= Wilhelmine Aschenbrenner =

German stage actress

Wilhelmine Aschenbrenner (c. 1791 – after 1834), with married names Wilhelmine Aschenbrenner-Miedke, also Wilhelmine Aschenbrenner-Miedtke and Wilhelmine Vetter, was a German stage actress.

== Life ==
Born in Frankfurt, Aschenbrenner was at the theatre from childhood and already played children's roles in Stuttgart. She was married in her first marriage from 1810 to the actor, director and playwright Carl Miedke (1773–1839), from whom she separated in 1820.
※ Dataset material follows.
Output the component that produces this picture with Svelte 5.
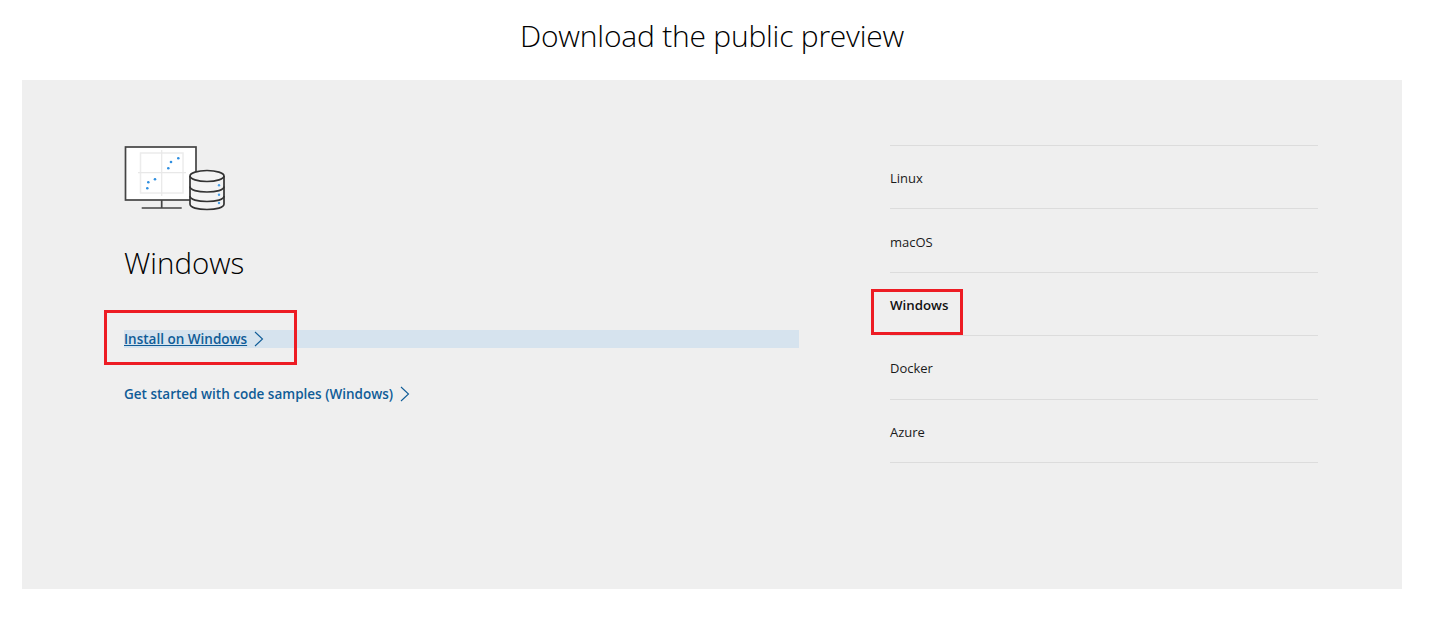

From February 1814, she worked at the Staatstheater Stuttgart (until March 1820, roles: lovers), from there she made guest appearances among others in Darmstadt (1 May 1818), Leipzig (15 May until 3 June 1818) and again Darmstadt (12/16 June 1818) June 1818); from April 1820 to 1827 she was employed at the Theater Leipzig from where guest appearances among others in Hamburg and Bremen (1826) followed. After guest roles in July 1827, she was engaged at the Hoftheater Darmstadt from November 1827 (debuts in December 1827), where she worked until 1831 (role: first tragic mothers and character roles). In July 1828, Aschenbrenner-Miedke married the singer Franz Xaver Vetter, with whom she returned to Stuttgart in 1832.

In 1834, she was portrayed by the painter Otto Stotz (1805–1873).